Constructor WikipediaTokenizer
WikipediaTokenizer(TextReader)
Creates a new instance of the WikipediaTokenizer. Attaches the
input
to a newly created JFlex scanner.
Declaration
public WikipediaTokenizer(TextReader input)
Parameters
Type | Name | Description |
---|---|---|
System.IO.TextReader | input | The Input System.IO.TextReader |
WikipediaTokenizer(TextReader, Int32, ICollection<String>)
Creates a new instance of the WikipediaTokenizer. Attaches the
input
to a the newly created JFlex scanner.
Declaration
public WikipediaTokenizer(TextReader input, int tokenOutput, ICollection<string> untokenizedTypes)
Parameters
Type | Name | Description |
---|---|---|
System.IO.TextReader | input | The input |
System.Int32 | tokenOutput | One of TOKENS_ONLY, UNTOKENIZED_ONLY, BOTH |
System.Collections.Generic.ICollection<System.String> | untokenizedTypes | Untokenized types |
WikipediaTokenizer(AttributeSource.AttributeFactory, TextReader, Int32, ICollection<String>)

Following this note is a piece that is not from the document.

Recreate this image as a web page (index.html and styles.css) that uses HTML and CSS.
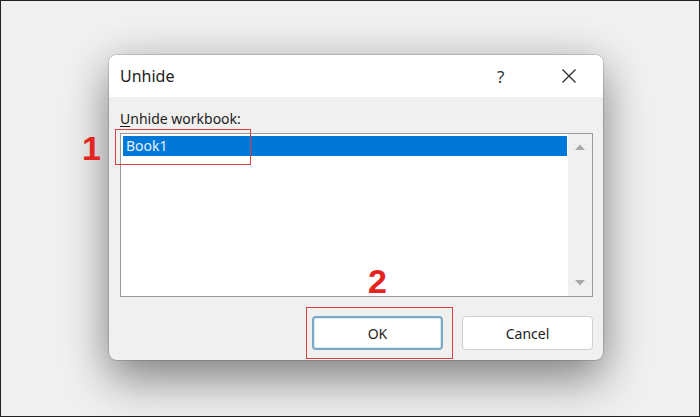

Creates a new instance of the WikipediaTokenizer. Attaches the
input
to a the newly created JFlex scanner. Uses the given AttributeSource.AttributeFactory.
Declaration
public WikipediaTokenizer(AttributeSource.AttributeFactory factory, TextReader input, int tokenOutput, ICollection<string> untokenizedTypes)
Parameters
Type | Name | Description |
---|---|---|
AttributeSource.AttributeFactory | factory | |
System.IO.TextReader | input | The input |
System.Int32 | tokenOutput | One of TOKENS_ONLY, UNTOKENIZED_ONLY, BOTH |
System.Collections.Generic.ICollection<System.String> | untokenizedTypes | Untokenized types |